>> start GIVEN MATERIAL

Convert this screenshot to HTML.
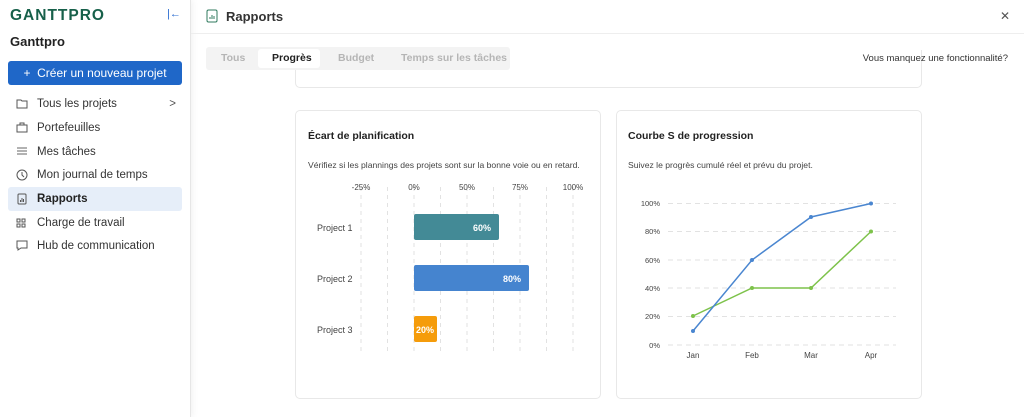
<!DOCTYPE html>
<html><head><meta charset="utf-8"><style>
*{box-sizing:border-box;margin:0;padding:0}
body{width:1024px;height:417px;overflow:hidden;font-family:"Liberation Sans",sans-serif;background:#fff;position:relative;color:#222}
.side{position:absolute;left:0;top:0;width:191px;height:417px;background:#fff;border-right:1px solid #e6e6e6;box-shadow:2px 0 6px rgba(0,0,0,.05)}
.logo{position:absolute;left:10px;top:7px;font-size:15.5px;font-weight:bold;color:#17604a;letter-spacing:1px}
.coll{position:absolute;left:167px;top:8px;font-size:11px;color:#2a6cd0}
.ws{position:absolute;left:10px;top:34px;font-size:13px;font-weight:bold}
.btn{position:absolute;left:8px;top:61px;width:174px;height:24px;background:#1f67c8;border-radius:3px;color:#fff;font-size:12px;text-align:center;line-height:24px;white-space:nowrap}
.nav{position:absolute;left:8px;width:174px;height:24px;font-size:11.5px;line-height:24px;padding-left:29px;color:#333;border-radius:3px;white-space:nowrap}
.nav svg{position:absolute;left:8px;top:6px}
.nav.act{background:#e6eef9;font-weight:bold;color:#222}
.hdr{position:absolute;left:191px;top:0;right:0;height:34px;border-bottom:1px solid #eee}
.hdr .t{position:absolute;left:35px;top:9px;font-size:13px;font-weight:bold;color:#333}
.x{position:absolute;right:14px;top:9px;font-size:12px;color:#555}
.tabs{position:absolute;left:206px;top:47px;width:304px;height:23px;background:#f3f3f3;border-radius:3px;font-size:10.5px;white-space:nowrap}
.tabs span{position:absolute;top:5px;color:#b5b5b5;font-weight:bold}
.tabs .on{position:absolute;left:52px;top:2px;width:62px;height:19px;background:#fff;border-radius:3px}
.miss{position:absolute;right:16px;top:53px;font-size:9.5px;color:#333;white-space:nowrap}
.card{position:absolute;border:1px solid #e8e8e8;border-radius:5px;background:#fff}
.ct{position:absolute;font-size:10.5px;font-weight:bold;color:#222;white-space:nowrap}
.cs{position:absolute;font-size:8.6px;color:#444;white-space:nowrap}
svg text{font-family:"Liberation Sans",sans-serif}
</style></head><body>
<div class="side">
<div class="logo">GANTTPRO</div>
<div class="coll">|←</div>
<div class="ws">Ganttpro</div>
<div class="btn">+&nbsp; Créer un nouveau projet</div>
<div class="nav" style="top:92px"><svg width="12" height="11"><path d="M1 2h4l1 1h5v7H1z" fill="none" stroke="#555"/></svg>Tous les projets<span style="position:absolute;right:6px;color:#555">&gt;</span></div>
<div class="nav" style="top:116px"><svg width="12" height="11"><rect x="1" y="3" width="10" height="7" fill="none" stroke="#555"/><path d="M4 3V1h4v2" fill="none" stroke="#555"/></svg>Portefeuilles</div>
<div class="nav" style="top:140px"><svg width="12" height="11"><path d="M1 2h10M1 5h10M1 8h10" stroke="#666"/></svg>Mes tâches</div>
<div class="nav" style="top:163px"><svg width="12" height="12"><circle cx="6" cy="6" r="5" fill="none" stroke="#555"/><path d="M6 3v3l2 2" fill="none" stroke="#555"/></svg>Mon journal de temps</div>
<div class="nav act" style="top:187px"><svg width="12" height="12"><rect x="2" y="1" width="8" height="10" rx="1" fill="none" stroke="#555"/><path d="M4.5 9V7M6 9V5M7.5 9V6" stroke="#555"/></svg>Rapports</div>
<div class="nav" style="top:211px"><svg width="12" height="12"><rect x="1" y="2" width="3" height="3" fill="none" stroke="#555"/><rect x="6" y="2" width="3" height="3" fill="none" stroke="#555"/><rect x="1" y="7" width="3" height="3" fill="none" stroke="#555"/><rect x="6" y="7" width="3" height="3" fill="none" stroke="#555"/></svg>Charge de travail</div>
<div class="nav" style="top:234px"><svg width="12" height="12"><path d="M1 1h10v7H5l-3 2V8H1z" fill="none" stroke="#555"/></svg>Hub de communication</div>
</div>
<div class="hdr"><svg style="position:absolute;left:15px;top:9px" width="12" height="14"><rect x="1" y="1" width="10" height="12" rx="1.5" fill="none" stroke="#2f7a5e"/><path d="M4 10V8M6 10V6M8 10V7" stroke="#2f7a5e"/></svg><div class="t">Rapports</div><div class="x">✕</div></div>
<div class="card" style="left:295px;top:50px;width:627px;height:38px;border-top:none;border-radius:0 0 5px 5px"></div>
<div class="tabs"><div class="on"></div><span style="left:15px">Tous</span><span style="left:66px;color:#222">Progrès</span><span style="left:132px">Budget</span><span style="left:195px">Temps sur les tâches</span></div>
<div class="miss">Vous manquez une fonctionnalité?</div>

<div class="card" style="left:295px;top:110px;width:306px;height:289px"></div>
<div class="ct" style="left:308px;top:130px">Écart de planification</div>
<div class="cs" style="left:308px;top:160px">Vérifiez si les plannings des projets sont sur la bonne voie ou en retard.</div>
<svg style="position:absolute;left:295px;top:175px" width="306" height="180">
<g stroke="#e2e2e2" stroke-dasharray="4,4">
<path d="M66 12v168M92.5 12v168M119 12v168M145.5 12v168M172 12v168M198.5 12v168M225 12v168M251.5 12v168M278 12v168"/></g>
<g font-size="8" fill="#444" text-anchor="middle"><text x="66" y="15">-25%</text><text x="119" y="15">0%</text><text x="172" y="15">50%</text><text x="225" y="15">75%</text><text x="278" y="15">100%</text></g>
<g font-size="9" fill="#444"><text x="22" y="56">Project 1</text><text x="22" y="107">Project 2</text><text x="22" y="158">Project 3</text></g>
<rect x="119" y="39" width="85" height="26" rx="2" fill="#438a96"/>
<rect x="119" y="90" width="115" height="26" rx="2" fill="#4584cf"/>
<rect x="119" y="141" width="23" height="26" rx="2" fill="#f59c0b"/>
<g font-size="9" fill="#fff" font-weight="bold"><text x="178" y="56">60%</text><text x="208" y="107">80%</text><text x="121" y="158">20%</text></g>
</svg>

<div class="card" style="left:616px;top:110px;width:306px;height:289px"></div>
<div class="ct" style="left:628px;top:130px">Courbe S de progression</div>
<div class="cs" style="left:628px;top:160px">Suivez le progrès cumulé réel et prévu du projet.</div>
<svg style="position:absolute;left:616px;top:190px" width="306" height="180">
<g stroke="#e2e2e2" stroke-dasharray="5,4"><path d="M52 13.5h228M52 41.5h228M52 70h228M52 98h228M52 126.5h228M52 155h228"/></g>
<g font-size="7.5" fill="#444" text-anchor="end"><text x="44" y="16">100%</text><text x="44" y="44">80%</text><text x="44" y="73">60%</text><text x="44" y="101">40%</text><text x="44" y="129">20%</text><text x="44" y="158">0%</text></g>
<g font-size="8" fill="#444" text-anchor="middle"><text x="77" y="168">Jan</text><text x="136" y="168">Feb</text><text x="195" y="168">Mar</text><text x="255" y="168">Apr</text></g>
<polyline points="77,126 136,98 195,98 255,41.5" fill="none" stroke="#7dc24a" stroke-width="1.5"/>
<polyline points="77,141 136,70 195,27 255,13.5" fill="none" stroke="#4a86d0" stroke-width="1.5"/>
<g fill="#7dc24a"><circle cx="77" cy="126" r="2"/><circle cx="136" cy="98" r="2"/><circle cx="195" cy="98" r="2"/><circle cx="255" cy="41.5" r="2"/></g>
<g fill="#4a86d0"><circle cx="77" cy="141" r="2"/><circle cx="136" cy="70" r="2"/><circle cx="195" cy="27" r="2"/><circle cx="255" cy="13.5" r="2"/></g>
</svg>
</body></html>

>> end GIVEN MATERIAL

▶ _GIVEN INSTRUCTION_
Output the data above without changes, apart from leaving out the pictures.

▶ _SOLVED EXERCISE_
Convert this screenshot to HTML.
<!DOCTYPE html>
<html><head><meta charset="utf-8"><style>
*{box-sizing:border-box;margin:0;padding:0}
body{width:1024px;height:417px;overflow:hidden;font-family:"Liberation Sans",sans-serif;background:#fff;position:relative;color:#222}
.side{position:absolute;left:0;top:0;width:191px;height:417px;background:#fff;border-right:1px solid #e6e6e6;box-shadow:2px 0 6px rgba(0,0,0,.05)}
.logo{position:absolute;left:10px;top:7px;font-size:15.5px;font-weight:bold;color:#17604a;letter-spacing:1px}
.coll{position:absolute;left:167px;top:8px;font-size:11px;color:#2a6cd0}
.ws{position:absolute;left:10px;top:34px;font-size:13px;font-weight:bold}
.btn{position:absolute;left:8px;top:61px;width:174px;height:24px;background:#1f67c8;border-radius:3px;color:#fff;font-size:12px;text-align:center;line-height:24px;white-space:nowrap}
.nav{position:absolute;left:8px;width:174px;height:24px;font-size:11.5px;line-height:24px;padding-left:29px;color:#333;border-radius:3px;white-space:nowrap}
.nav svg{position:absolute;left:8px;top:6px}
.nav.act{background:#e6eef9;font-weight:bold;color:#222}
.hdr{position:absolute;left:191px;top:0;right:0;height:34px;border-bottom:1px solid #eee}
.hdr .t{position:absolute;left:35px;top:9px;font-size:13px;font-weight:bold;color:#333}
.x{position:absolute;right:14px;top:9px;font-size:12px;color:#555}
.tabs{position:absolute;left:206px;top:47px;width:304px;height:23px;background:#f3f3f3;border-radius:3px;font-size:10.5px;white-space:nowrap}
.tabs span{position:absolute;top:5px;color:#b5b5b5;font-weight:bold}
.tabs .on{position:absolute;left:52px;top:2px;width:62px;height:19px;background:#fff;border-radius:3px}
.miss{position:absolute;right:16px;top:53px;font-size:9.5px;color:#333;white-space:nowrap}
.card{position:absolute;border:1px solid #e8e8e8;border-radius:5px;background:#fff}
.ct{position:absolute;font-size:10.5px;font-weight:bold;color:#222;white-space:nowrap}
.cs{position:absolute;font-size:8.6px;color:#444;white-space:nowrap}
svg text{font-family:"Liberation Sans",sans-serif}
</style></head><body>
<div class="side">
<div class="logo">GANTTPRO</div>
<div class="coll">|←</div>
<div class="ws">Ganttpro</div>
<div class="btn">+&nbsp; Créer un nouveau projet</div>
<div class="nav" style="top:92px"><svg width="12" height="11"><path d="M1 2h4l1 1h5v7H1z" fill="none" stroke="#555"/></svg>Tous les projets<span style="position:absolute;right:6px;color:#555">&gt;</span></div>
<div class="nav" style="top:116px"><svg width="12" height="11"><rect x="1" y="3" width="10" height="7" fill="none" stroke="#555"/><path d="M4 3V1h4v2" fill="none" stroke="#555"/></svg>Portefeuilles</div>
<div class="nav" style="top:140px"><svg width="12" height="11"><path d="M1 2h10M1 5h10M1 8h10" stroke="#666"/></svg>Mes tâches</div>
<div class="nav" style="top:163px"><svg width="12" height="12"><circle cx="6" cy="6" r="5" fill="none" stroke="#555"/><path d="M6 3v3l2 2" fill="none" stroke="#555"/></svg>Mon journal de temps</div>
<div class="nav act" style="top:187px"><svg width="12" height="12"><rect x="2" y="1" width="8" height="10" rx="1" fill="none" stroke="#555"/><path d="M4.5 9V7M6 9V5M7.5 9V6" stroke="#555"/></svg>Rapports</div>
<div class="nav" style="top:211px"><svg width="12" height="12"><rect x="1" y="2" width="3" height="3" fill="none" stroke="#555"/><rect x="6" y="2" width="3" height="3" fill="none" stroke="#555"/><rect x="1" y="7" width="3" height="3" fill="none" stroke="#555"/><rect x="6" y="7" width="3" height="3" fill="none" stroke="#555"/></svg>Charge de travail</div>
<div class="nav" style="top:234px"><svg width="12" height="12"><path d="M1 1h10v7H5l-3 2V8H1z" fill="none" stroke="#555"/></svg>Hub de communication</div>
</div>
<div class="hdr"><svg style="position:absolute;left:15px;top:9px" width="12" height="14"><rect x="1" y="1" width="10" height="12" rx="1.5" fill="none" stroke="#2f7a5e"/><path d="M4 10V8M6 10V6M8 10V7" stroke="#2f7a5e"/></svg><div class="t">Rapports</div><div class="x">✕</div></div>
<div class="card" style="left:295px;top:50px;width:627px;height:38px;border-top:none;border-radius:0 0 5px 5px"></div>
<div class="tabs"><div class="on"></div><span style="left:15px">Tous</span><span style="left:66px;color:#222">Progrès</span><span style="left:132px">Budget</span><span style="left:195px">Temps sur les tâches</span></div>
<div class="miss">Vous manquez une fonctionnalité?</div>

<div class="card" style="left:295px;top:110px;width:306px;height:289px"></div>
<div class="ct" style="left:308px;top:130px">Écart de planification</div>
<div class="cs" style="left:308px;top:160px">Vérifiez si les plannings des projets sont sur la bonne voie ou en retard.</div>
<svg style="position:absolute;left:295px;top:175px" width="306" height="180">
<g stroke="#e2e2e2" stroke-dasharray="4,4">
<path d="M66 12v168M92.5 12v168M119 12v168M145.5 12v168M172 12v168M198.5 12v168M225 12v168M251.5 12v168M278 12v168"/></g>
<g font-size="8" fill="#444" text-anchor="middle"><text x="66" y="15">-25%</text><text x="119" y="15">0%</text><text x="172" y="15">50%</text><text x="225" y="15">75%</text><text x="278" y="15">100%</text></g>
<g font-size="9" fill="#444"><text x="22" y="56">Project 1</text><text x="22" y="107">Project 2</text><text x="22" y="158">Project 3</text></g>
<rect x="119" y="39" width="85" height="26" rx="2" fill="#438a96"/>
<rect x="119" y="90" width="115" height="26" rx="2" fill="#4584cf"/>
<rect x="119" y="141" width="23" height="26" rx="2" fill="#f59c0b"/>
<g font-size="9" fill="#fff" font-weight="bold"><text x="178" y="56">60%</text><text x="208" y="107">80%</text><text x="121" y="158">20%</text></g>
</svg>

<div class="card" style="left:616px;top:110px;width:306px;height:289px"></div>
<div class="ct" style="left:628px;top:130px">Courbe S de progression</div>
<div class="cs" style="left:628px;top:160px">Suivez le progrès cumulé réel et prévu du projet.</div>
<svg style="position:absolute;left:616px;top:190px" width="306" height="180">
<g stroke="#e2e2e2" stroke-dasharray="5,4"><path d="M52 13.5h228M52 41.5h228M52 70h228M52 98h228M52 126.5h228M52 155h228"/></g>
<g font-size="7.5" fill="#444" text-anchor="end"><text x="44" y="16">100%</text><text x="44" y="44">80%</text><text x="44" y="73">60%</text><text x="44" y="101">40%</text><text x="44" y="129">20%</text><text x="44" y="158">0%</text></g>
<g font-size="8" fill="#444" text-anchor="middle"><text x="77" y="168">Jan</text><text x="136" y="168">Feb</text><text x="195" y="168">Mar</text><text x="255" y="168">Apr</text></g>
<polyline points="77,126 136,98 195,98 255,41.5" fill="none" stroke="#7dc24a" stroke-width="1.5"/>
<polyline points="77,141 136,70 195,27 255,13.5" fill="none" stroke="#4a86d0" stroke-width="1.5"/>
<g fill="#7dc24a"><circle cx="77" cy="126" r="2"/><circle cx="136" cy="98" r="2"/><circle cx="195" cy="98" r="2"/><circle cx="255" cy="41.5" r="2"/></g>
<g fill="#4a86d0"><circle cx="77" cy="141" r="2"/><circle cx="136" cy="70" r="2"/><circle cx="195" cy="27" r="2"/><circle cx="255" cy="13.5" r="2"/></g>
</svg>
</body></html>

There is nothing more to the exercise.